_Data provided_
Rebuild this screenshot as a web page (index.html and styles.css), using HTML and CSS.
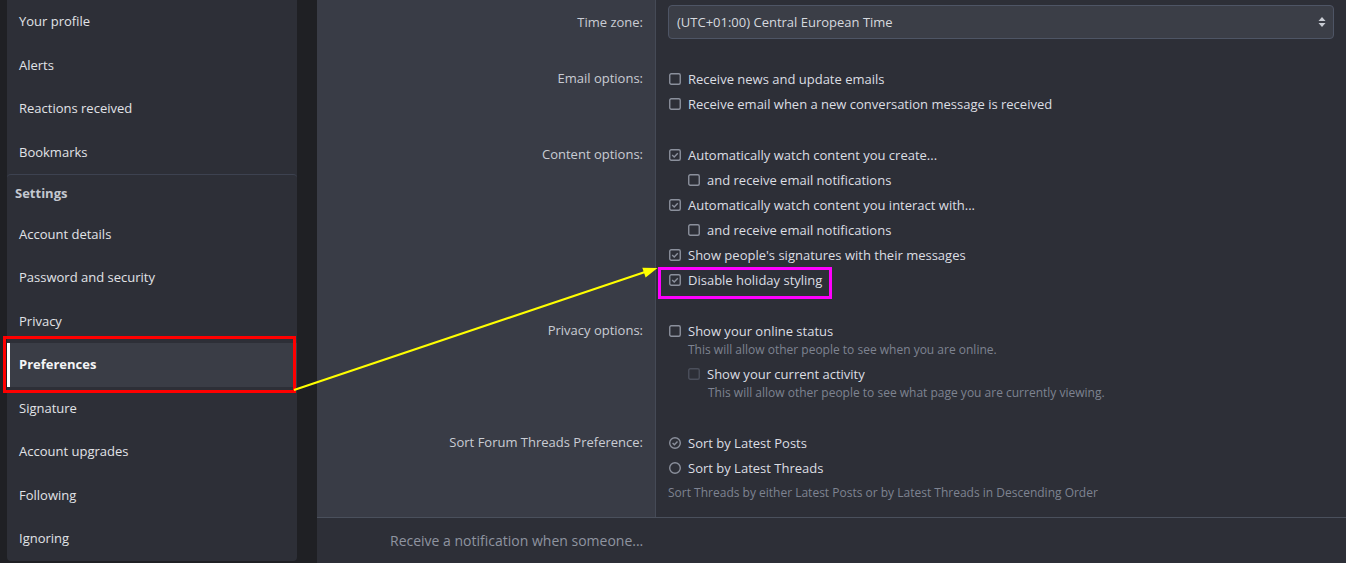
FILE: index.html
```html
<!DOCTYPE html>
<html lang="en">
<head>
<meta charset="utf-8">
<title>Preferences</title>
<link rel="stylesheet" href="styles.css">
</head>
<body>
<div class="page">
  <nav class="sidebar">
    <div class="block">
      <a class="nav-item">Your profile</a>
      <a class="nav-item">Alerts</a>
      <a class="nav-item">Reactions received</a>
      <a class="nav-item">Bookmarks</a>
    </div>
    <div class="block block-sep">
      <div class="block-header">Settings</div>
      <a class="nav-item">Account details</a>
      <a class="nav-item">Password and security</a>
      <a class="nav-item">Privacy</a>
      <a class="nav-item is-active">Preferences</a>
      <a class="nav-item">Signature</a>
      <a class="nav-item">Account upgrades</a>
      <a class="nav-item">Following</a>
      <a class="nav-item">Ignoring</a>
    </div>
  </nav>

  <main class="main">
    <div class="form">
      <div class="row row-first">
        <div class="label">Time zone:</div>
        <div class="control">
          <div class="select">
            <span>(UTC+01:00) Central European Time</span>
            <svg class="select-arrow" width="8" height="12" viewBox="0 0 8 12"><path d="M4 1 L7.5 5 H0.5 Z M4 11 L7.5 7 H0.5 Z" fill="#c9ccd4"/></svg>
          </div>
        </div>
      </div>

      <div class="row">
        <div class="label"><span class="label-text">Email options:</span></div>
        <div class="control">
          <div class="opt"><svg class="cb" width="12" height="12" viewBox="0 0 12 12"><rect x="0.75" y="0.75" width="10.5" height="10.5" rx="1.5"/></svg>Receive news and update emails</div>
          <div class="opt"><svg class="cb" width="12" height="12" viewBox="0 0 12 12"><rect x="0.75" y="0.75" width="10.5" height="10.5" rx="1.5"/></svg>Receive email when a new conversation message is received</div>
        </div>
      </div>

      <div class="row">
        <div class="label"><span class="label-text">Content options:</span></div>
        <div class="control">
          <div class="opt"><svg class="cb" width="12" height="12" viewBox="0 0 12 12"><rect x="0.75" y="0.75" width="10.5" height="10.5" rx="1.5"/><path d="M3.2 6.1 L5.2 8 L8.8 4.2"/></svg>Automatically watch content you create...</div>
          <div class="opt opt-sub"><svg class="cb" width="12" height="12" viewBox="0 0 12 12"><rect x="0.75" y="0.75" width="10.5" height="10.5" rx="1.5"/></svg>and receive email notifications</div>
          <div class="opt"><svg class="cb" width="12" height="12" viewBox="0 0 12 12"><rect x="0.75" y="0.75" width="10.5" height="10.5" rx="1.5"/><path d="M3.2 6.1 L5.2 8 L8.8 4.2"/></svg>Automatically watch content you interact with...</div>
          <div class="opt opt-sub"><svg class="cb" width="12" height="12" viewBox="0 0 12 12"><rect x="0.75" y="0.75" width="10.5" height="10.5" rx="1.5"/></svg>and receive email notifications</div>
          <div class="opt"><svg class="cb" width="12" height="12" viewBox="0 0 12 12"><rect x="0.75" y="0.75" width="10.5" height="10.5" rx="1.5"/><path d="M3.2 6.1 L5.2 8 L8.8 4.2"/></svg>Show people's signatures with their messages</div>
          <div class="opt"><svg class="cb" width="12" height="12" viewBox="0 0 12 12"><rect x="0.75" y="0.75" width="10.5" height="10.5" rx="1.5"/><path d="M3.2 6.1 L5.2 8 L8.8 4.2"/></svg>Disable holiday styling</div>
        </div>
      </div>

      <div class="row">
        <div class="label"><span class="label-text">Privacy options:</span></div>
        <div class="control">
          <div class="opt"><svg class="cb" width="12" height="12" viewBox="0 0 12 12"><rect x="0.75" y="0.75" width="10.5" height="10.5" rx="1.5"/></svg>Show your online status</div>
          <div class="hint">This will allow other people to see when you are online.</div>
          <div class="opt opt-sub"><svg class="cb cb-disabled" width="12" height="12" viewBox="0 0 12 12"><rect x="0.75" y="0.75" width="10.5" height="10.5" rx="1.5"/></svg>Show your current activity</div>
          <div class="hint hint-sub">This will allow other people to see what page you are currently viewing.</div>
        </div>
      </div>

      <div class="row row-sort">
        <div class="label"><span class="label-text">Sort Forum Threads Preference:</span></div>
        <div class="control">
          <div class="opt"><svg class="cb" width="12" height="12" viewBox="0 0 12 12"><circle cx="6" cy="6" r="5.3"/><path d="M3.6 6.1 L5.4 7.8 L8.5 4.5"/></svg>Sort by Latest Posts</div>
          <div class="opt"><svg class="cb" width="12" height="12" viewBox="0 0 12 12"><circle cx="6" cy="6" r="5.3"/></svg>Sort by Latest Threads</div>
          <div class="hint hint-sort">Sort Threads by either Latest Posts or by Latest Threads in Descending Order</div>
        </div>
      </div>
    </div>
    <div class="section-head">Receive a notification when someone...</div>
  </main>
</div>

<div class="mark mark-red"></div>
<div class="mark mark-magenta"></div>
<svg class="arrow" width="1346" height="563" viewBox="0 0 1346 563">
  <line x1="294" y1="390" x2="645" y2="272" stroke="#ffff00" stroke-width="2.2"/>
  <polygon points="657.5,268 645.6,277.6 642.3,267.8" fill="#ffff00"/>
</svg>
</body>
</html>
```

FILE: styles.css
```css
html, body {
  margin: 0;
  padding: 0;
}
body {
  background: #1f2024;
  font-family: "Open Sans", "Noto Sans", "DejaVu Sans", sans-serif;
  font-size: 13px;
  color: #dfe1e5;
  width: 1346px;
  height: 563px;
  overflow: hidden;
  position: relative;
}
.page {
  display: flex;
  align-items: flex-start;
  padding-left: 7px;
  gap: 20px;
}

/* Sidebar */
.sidebar {
  width: 290px;
  flex: none;
  background: #2d2f37;
  border-radius: 0 0 4px 4px;
  display: flex;
  flex-direction: column;
}
.block {
  display: flex;
  flex-direction: column;
}
.block-sep {
  border-top: 1px solid #3d4250;
  border-radius: 4px 4px 0 0;
}
.block-header {
  padding: 9px 8px 9px 8px;
  line-height: 19.5px;
  font-weight: 700;
  color: #c4c8d0;
}
.nav-item {
  display: block;
  padding: 12px 12px;
  line-height: 19.5px;
  color: #e1e3e7;
  text-decoration: none;
}
.nav-item.is-active {
  background: #3a3d46;
  font-weight: 700;
  color: #f3f4f6;
  border-left: 3px solid #ffffff;
  padding-left: 9px;
}

/* Main */
.main {
  flex: 1;
  display: flex;
  flex-direction: column;
  min-width: 0;
}
.form {
  display: flex;
  flex-direction: column;
}
.row {
  display: flex;
}
.label {
  width: 339px;
  flex: none;
  box-sizing: border-box;
  background: #393c46;
  border-right: 1px solid #454a56;
  text-align: right;
  padding: 13px 12px 13px 0;
  color: #c9ccd4;
}
.label-text {
  display: block;
  line-height: 25px;
}
.control {
  flex: 1;
  background: #2d2f37;
  padding: 13px 12px 13px 12px;
}
.row-first .label,
.row-first .control {
  padding-top: 5px;
}
.row-first .control {
  padding-bottom: 14px;
}
.row-first .label {
  line-height: 34px;
}
.select {
  height: 34px;
  box-sizing: border-box;
  background: #3b3e47;
  border: 1px solid #4e5565;
  border-radius: 4px;
  display: flex;
  align-items: center;
  justify-content: space-between;
  padding: 0 7px 0 8px;
  color: #d6d9df;
}
.select-arrow {
  display: block;
}

.opt {
  display: flex;
  align-items: center;
  gap: 7px;
  height: 25px;
  padding-left: 1px;
  color: #dcdee3;
}
.opt-sub {
  padding-left: 20px;
}
.cb {
  flex: none;
  fill: none;
  stroke: #8b909c;
  stroke-width: 1.4;
}
.cb-disabled {
  stroke: #4b4f5b;
}
.hint {
  font-size: 12px;
  line-height: 14px;
  color: #7e8391;
  padding-left: 20px;
  margin-bottom: 4px;
}
.hint-sub {
  padding-left: 40px;
}

/* Sort */
.row-sort .label,
.row-sort .control {
  padding-bottom: 16px;
}
.hint-sort {
  padding-left: 0;
  margin-top: 5px;
  margin-bottom: 0;
  line-height: 16px;
}

.section-head {
  border-top: 1px solid #4a505c;
  background: #2d2f37;
  padding: 13px 0 20px 73px;
  font-size: 14px;
  line-height: 20px;
  color: #8f94a0;
}

/* Annotations */
.mark {
  position: absolute;
  box-sizing: border-box;
  pointer-events: none;
}
.mark-red {
  left: 3px;
  top: 336px;
  width: 293px;
  height: 57px;
  border: 3px solid #ff0000;
}
.mark-magenta {
  left: 658px;
  top: 267px;
  width: 174px;
  height: 32px;
  border: 3px solid #ff00ff;
}
.arrow {
  position: absolute;
  left: 0;
  top: 0;
  pointer-events: none;
}
```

_The problem_
Go over the data above and copy every line that has the word "page" in it.

_Worked answer_
Rebuild this screenshot as a web page (index.html and styles.css), using HTML and CSS.
<div class="page">
          <div class="hint hint-sub">This will allow other people to see what page you are currently viewing.</div>
.page {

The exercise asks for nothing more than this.